Emekli amirallere yönelik gözaltı dalgası elbette saraya yakın olanları pek sevindirdi ama toplumda aynı sevinci görmüyoruz.

Sokaktaki AKP’liler bile rahatsız durumdan.

“Yaşları gereği sokağa bile çıkmaları yasak olanlar mı darbe yapacak?” diye kızıyor yapılanlara millet.

Konuştuğum ne kadar AKP’li varsa hepsi de inanın hepsi de “Bizimkilerin bu telaşını anlamak mümkün değil, artık bu darbe korkusundan kurtulmak gerek” diyor.

Bunun da ötesinde sosyal medyada gruplaşanlar kendi aralarında imza kampanyaları yapıyorlar.

Yine kendi gruplarında açıklamalar kaleme alanlar var.

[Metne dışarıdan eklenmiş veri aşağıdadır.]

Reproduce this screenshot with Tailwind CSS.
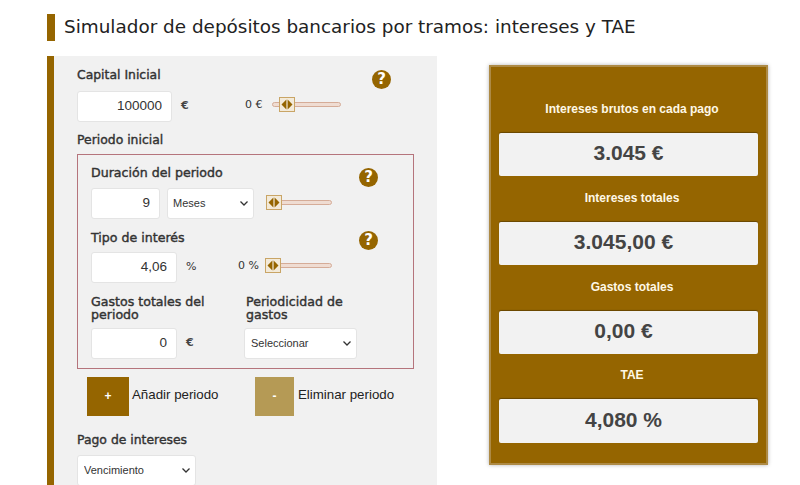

Belli ki iktidar, emekli amirallerin üzerine yürüyerek “bana dokunan yanar ona göre” anlamına gelen bir gözdağı veriyor ama bu kez herkesi çok korkutamadı gibi geliyor bana.

Sosyal medya üzerinde adını sanını yazmaktan çekinmeyen on binlerce insan küçük gruplar halinde açıklamalar yapmaya başlarsa, ki başlayacak, ne yapılacaktır?

Hepsi hakkında soruşturma açılacak, bütün imzacılar gözaltına mı alınacaktır?